● **Task instructions**: Tally the lines below that contain the word "this", and give only that number.

● **Items**:
━━━━━━━━

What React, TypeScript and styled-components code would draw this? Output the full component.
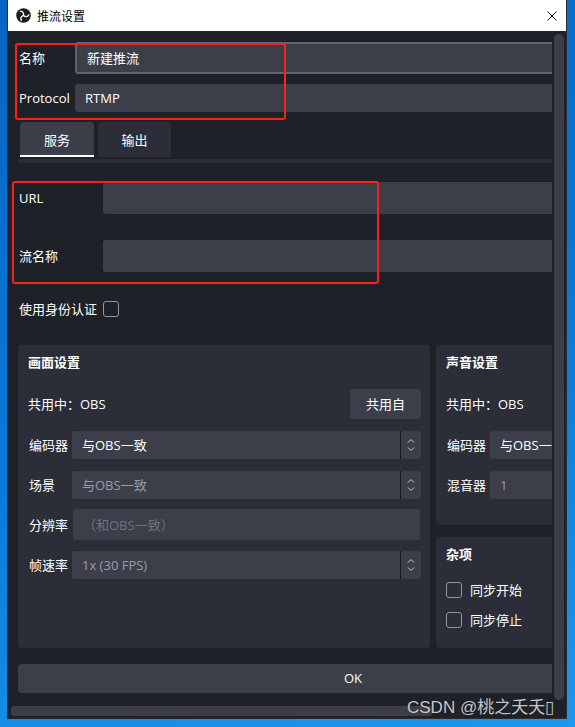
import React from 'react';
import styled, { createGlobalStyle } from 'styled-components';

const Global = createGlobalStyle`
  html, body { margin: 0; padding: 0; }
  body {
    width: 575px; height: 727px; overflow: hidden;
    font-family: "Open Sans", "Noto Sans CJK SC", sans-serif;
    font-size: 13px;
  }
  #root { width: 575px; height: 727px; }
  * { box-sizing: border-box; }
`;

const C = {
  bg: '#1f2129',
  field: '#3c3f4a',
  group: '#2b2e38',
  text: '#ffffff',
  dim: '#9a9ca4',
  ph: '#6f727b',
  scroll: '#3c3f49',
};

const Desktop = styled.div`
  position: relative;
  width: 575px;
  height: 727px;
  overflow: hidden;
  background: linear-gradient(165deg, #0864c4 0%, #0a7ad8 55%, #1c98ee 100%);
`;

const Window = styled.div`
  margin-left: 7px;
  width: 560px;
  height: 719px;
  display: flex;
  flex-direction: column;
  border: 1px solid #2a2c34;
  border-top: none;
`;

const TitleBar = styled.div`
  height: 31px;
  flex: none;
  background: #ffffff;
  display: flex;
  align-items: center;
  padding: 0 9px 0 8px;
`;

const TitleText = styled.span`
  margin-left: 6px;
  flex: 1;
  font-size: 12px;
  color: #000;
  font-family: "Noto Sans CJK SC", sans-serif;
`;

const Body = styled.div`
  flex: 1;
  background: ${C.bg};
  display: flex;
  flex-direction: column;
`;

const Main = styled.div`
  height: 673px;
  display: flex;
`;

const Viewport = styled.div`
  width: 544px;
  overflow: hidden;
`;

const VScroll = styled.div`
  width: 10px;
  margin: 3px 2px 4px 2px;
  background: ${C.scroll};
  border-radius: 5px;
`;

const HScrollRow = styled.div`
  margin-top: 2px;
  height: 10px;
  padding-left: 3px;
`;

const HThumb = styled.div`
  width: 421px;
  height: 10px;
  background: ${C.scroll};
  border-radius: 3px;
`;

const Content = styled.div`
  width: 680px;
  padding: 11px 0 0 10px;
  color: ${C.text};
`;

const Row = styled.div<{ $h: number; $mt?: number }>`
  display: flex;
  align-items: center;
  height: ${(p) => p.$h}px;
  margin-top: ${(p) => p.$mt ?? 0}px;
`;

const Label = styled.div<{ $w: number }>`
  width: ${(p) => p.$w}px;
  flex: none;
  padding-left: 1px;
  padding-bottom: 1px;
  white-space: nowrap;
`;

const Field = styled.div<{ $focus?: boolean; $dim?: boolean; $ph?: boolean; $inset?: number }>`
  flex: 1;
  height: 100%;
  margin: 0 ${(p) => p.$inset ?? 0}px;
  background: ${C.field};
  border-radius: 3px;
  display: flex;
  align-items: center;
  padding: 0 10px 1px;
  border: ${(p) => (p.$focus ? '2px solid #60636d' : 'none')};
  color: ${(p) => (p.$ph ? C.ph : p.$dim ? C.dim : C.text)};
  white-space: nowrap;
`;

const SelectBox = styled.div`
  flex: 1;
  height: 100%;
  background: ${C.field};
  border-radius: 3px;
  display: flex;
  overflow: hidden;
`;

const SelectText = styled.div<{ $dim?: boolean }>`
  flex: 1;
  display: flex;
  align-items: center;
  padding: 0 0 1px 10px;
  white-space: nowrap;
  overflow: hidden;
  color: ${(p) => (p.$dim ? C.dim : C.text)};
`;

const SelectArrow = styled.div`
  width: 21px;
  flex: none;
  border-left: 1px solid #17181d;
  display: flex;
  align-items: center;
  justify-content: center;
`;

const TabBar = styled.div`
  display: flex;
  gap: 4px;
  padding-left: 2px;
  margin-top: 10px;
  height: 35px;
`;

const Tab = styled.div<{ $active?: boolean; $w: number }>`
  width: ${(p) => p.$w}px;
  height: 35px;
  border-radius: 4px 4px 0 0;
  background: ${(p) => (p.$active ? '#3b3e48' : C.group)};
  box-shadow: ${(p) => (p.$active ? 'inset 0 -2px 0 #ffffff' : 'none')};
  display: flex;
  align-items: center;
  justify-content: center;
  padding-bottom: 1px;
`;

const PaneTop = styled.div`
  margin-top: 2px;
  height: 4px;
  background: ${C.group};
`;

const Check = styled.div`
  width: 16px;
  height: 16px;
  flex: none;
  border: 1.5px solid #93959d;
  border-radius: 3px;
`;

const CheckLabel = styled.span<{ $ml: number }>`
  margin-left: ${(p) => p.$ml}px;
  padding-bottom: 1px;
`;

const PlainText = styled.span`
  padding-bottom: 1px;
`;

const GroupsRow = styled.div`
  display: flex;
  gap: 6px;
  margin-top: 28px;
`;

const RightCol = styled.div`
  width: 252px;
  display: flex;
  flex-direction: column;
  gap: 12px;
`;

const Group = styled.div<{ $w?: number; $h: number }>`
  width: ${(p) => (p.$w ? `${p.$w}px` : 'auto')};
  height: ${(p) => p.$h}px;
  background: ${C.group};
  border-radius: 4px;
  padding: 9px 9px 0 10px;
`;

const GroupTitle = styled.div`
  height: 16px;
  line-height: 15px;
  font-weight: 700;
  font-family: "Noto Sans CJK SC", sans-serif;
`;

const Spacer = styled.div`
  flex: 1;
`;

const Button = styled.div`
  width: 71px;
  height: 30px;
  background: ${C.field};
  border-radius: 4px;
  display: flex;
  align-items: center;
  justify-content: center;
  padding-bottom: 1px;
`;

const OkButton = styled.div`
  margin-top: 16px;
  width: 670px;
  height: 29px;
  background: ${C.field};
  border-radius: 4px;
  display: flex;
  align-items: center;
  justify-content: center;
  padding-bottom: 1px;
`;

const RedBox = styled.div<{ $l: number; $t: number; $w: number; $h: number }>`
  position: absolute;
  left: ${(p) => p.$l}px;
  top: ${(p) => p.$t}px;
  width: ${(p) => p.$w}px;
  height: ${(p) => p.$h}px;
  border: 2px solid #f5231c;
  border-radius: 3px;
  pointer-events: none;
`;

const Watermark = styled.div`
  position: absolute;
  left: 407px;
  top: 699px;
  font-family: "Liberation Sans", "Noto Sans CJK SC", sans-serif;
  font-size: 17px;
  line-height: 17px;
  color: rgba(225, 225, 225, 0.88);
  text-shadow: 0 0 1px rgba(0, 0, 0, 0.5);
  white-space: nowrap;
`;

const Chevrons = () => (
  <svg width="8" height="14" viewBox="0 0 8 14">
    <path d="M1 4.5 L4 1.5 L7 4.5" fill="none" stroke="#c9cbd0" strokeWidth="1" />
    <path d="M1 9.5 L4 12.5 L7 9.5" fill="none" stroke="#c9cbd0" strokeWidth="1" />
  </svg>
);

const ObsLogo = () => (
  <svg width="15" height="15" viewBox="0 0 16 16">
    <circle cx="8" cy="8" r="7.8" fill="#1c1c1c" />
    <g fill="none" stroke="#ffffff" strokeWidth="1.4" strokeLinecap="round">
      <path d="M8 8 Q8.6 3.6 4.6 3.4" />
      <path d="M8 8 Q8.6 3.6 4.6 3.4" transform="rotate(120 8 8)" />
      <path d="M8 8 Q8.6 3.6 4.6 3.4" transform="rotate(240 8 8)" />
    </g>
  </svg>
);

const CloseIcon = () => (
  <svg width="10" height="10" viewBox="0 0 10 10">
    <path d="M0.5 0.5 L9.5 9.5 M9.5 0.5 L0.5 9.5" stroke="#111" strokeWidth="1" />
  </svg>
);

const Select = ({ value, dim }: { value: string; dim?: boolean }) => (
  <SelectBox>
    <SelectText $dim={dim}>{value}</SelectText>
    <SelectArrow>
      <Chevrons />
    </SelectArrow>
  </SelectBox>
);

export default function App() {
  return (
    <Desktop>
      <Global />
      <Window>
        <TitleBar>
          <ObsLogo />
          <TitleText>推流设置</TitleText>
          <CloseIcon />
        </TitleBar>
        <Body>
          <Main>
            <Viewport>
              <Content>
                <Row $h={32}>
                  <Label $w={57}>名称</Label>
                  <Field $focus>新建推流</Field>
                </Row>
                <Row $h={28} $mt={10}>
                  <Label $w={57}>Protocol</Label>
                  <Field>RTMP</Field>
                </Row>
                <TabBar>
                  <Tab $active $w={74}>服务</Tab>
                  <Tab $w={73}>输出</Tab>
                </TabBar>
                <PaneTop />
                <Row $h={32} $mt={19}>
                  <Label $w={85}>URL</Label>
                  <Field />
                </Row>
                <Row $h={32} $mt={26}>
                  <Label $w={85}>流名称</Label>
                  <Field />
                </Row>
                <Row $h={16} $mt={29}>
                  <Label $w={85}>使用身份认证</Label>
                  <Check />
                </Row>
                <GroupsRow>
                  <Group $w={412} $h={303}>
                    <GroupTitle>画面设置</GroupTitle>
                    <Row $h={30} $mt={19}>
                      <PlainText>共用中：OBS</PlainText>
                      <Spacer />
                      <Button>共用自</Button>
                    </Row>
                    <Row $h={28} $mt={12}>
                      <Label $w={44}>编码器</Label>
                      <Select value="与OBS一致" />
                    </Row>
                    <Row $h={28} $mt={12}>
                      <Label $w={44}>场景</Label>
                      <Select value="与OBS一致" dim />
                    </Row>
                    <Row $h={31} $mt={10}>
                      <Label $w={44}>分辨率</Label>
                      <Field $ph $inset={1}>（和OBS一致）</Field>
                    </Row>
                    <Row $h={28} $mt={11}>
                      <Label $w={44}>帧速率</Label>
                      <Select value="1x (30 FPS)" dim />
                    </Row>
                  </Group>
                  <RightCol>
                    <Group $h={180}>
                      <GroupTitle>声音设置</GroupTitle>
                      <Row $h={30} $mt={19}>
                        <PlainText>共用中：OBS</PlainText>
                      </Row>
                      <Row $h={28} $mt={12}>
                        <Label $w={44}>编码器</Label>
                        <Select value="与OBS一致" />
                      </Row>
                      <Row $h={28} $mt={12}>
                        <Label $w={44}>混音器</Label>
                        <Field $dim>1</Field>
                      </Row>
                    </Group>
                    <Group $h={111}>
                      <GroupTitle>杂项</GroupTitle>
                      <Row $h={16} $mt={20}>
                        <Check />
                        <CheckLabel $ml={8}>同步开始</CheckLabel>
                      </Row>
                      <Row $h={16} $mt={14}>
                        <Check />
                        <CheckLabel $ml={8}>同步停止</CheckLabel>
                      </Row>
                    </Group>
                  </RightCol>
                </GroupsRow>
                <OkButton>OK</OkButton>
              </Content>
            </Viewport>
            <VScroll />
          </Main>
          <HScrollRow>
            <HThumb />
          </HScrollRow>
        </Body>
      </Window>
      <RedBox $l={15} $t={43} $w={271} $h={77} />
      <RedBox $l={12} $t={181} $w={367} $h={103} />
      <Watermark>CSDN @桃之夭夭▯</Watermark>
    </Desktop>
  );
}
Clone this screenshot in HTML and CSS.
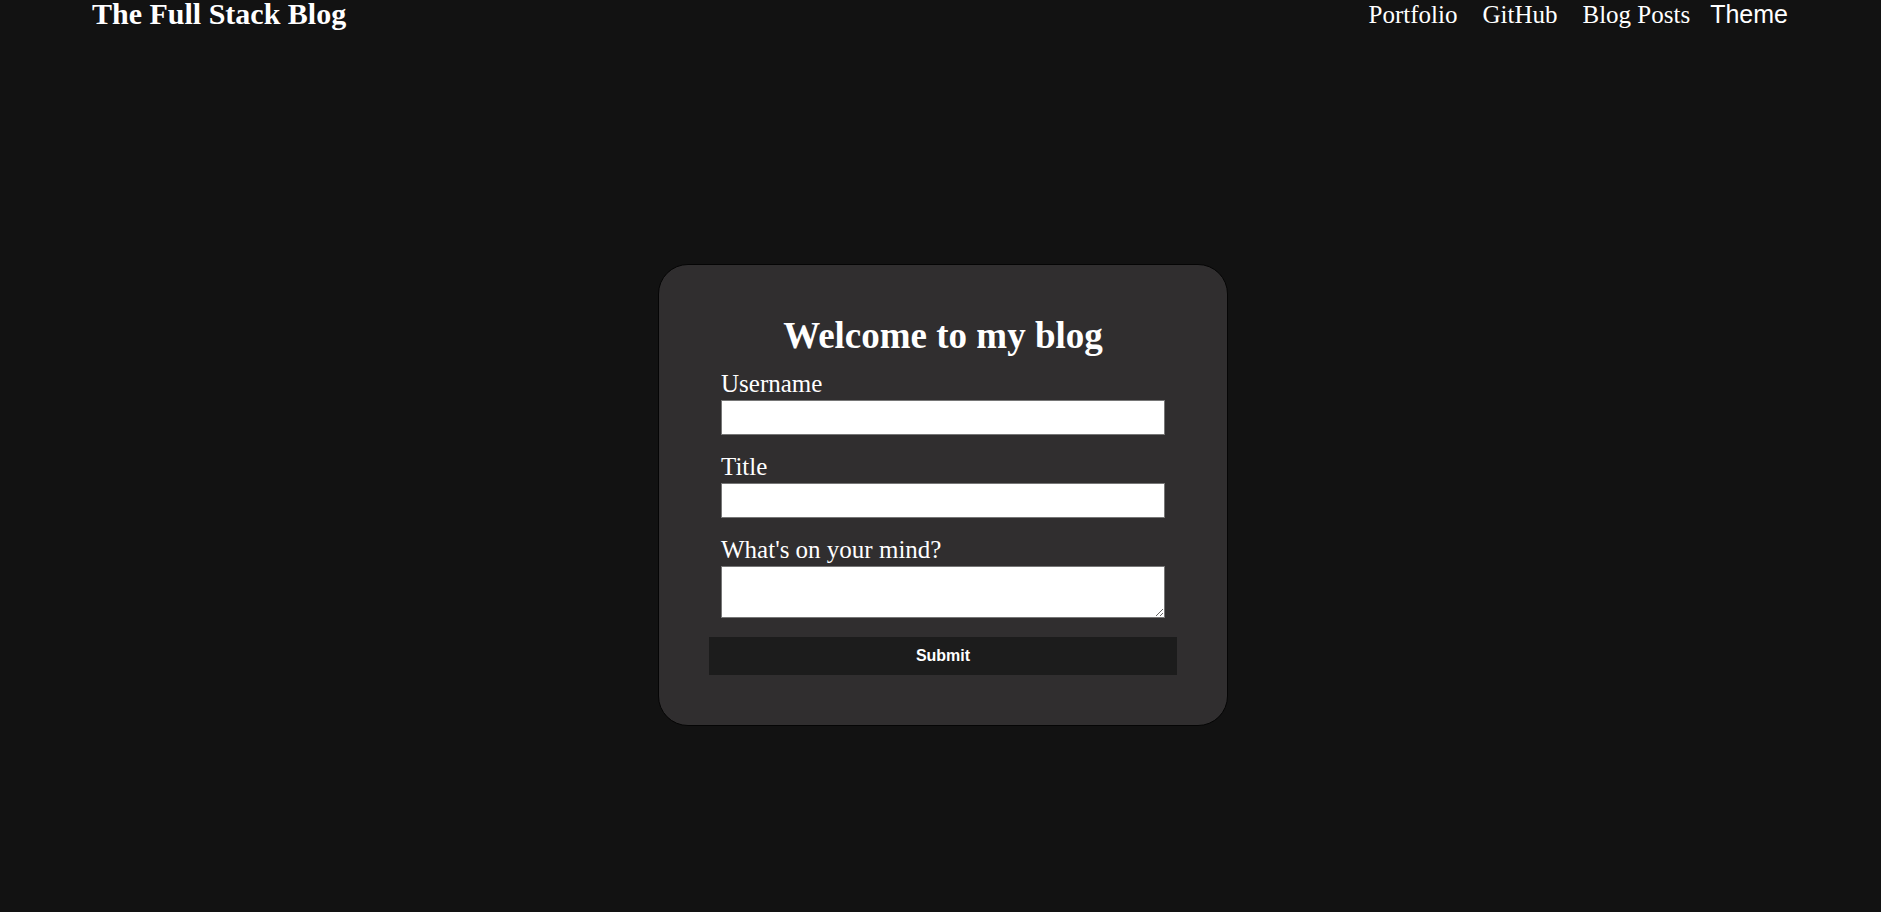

━━━━━━━━

● **Written response**: 2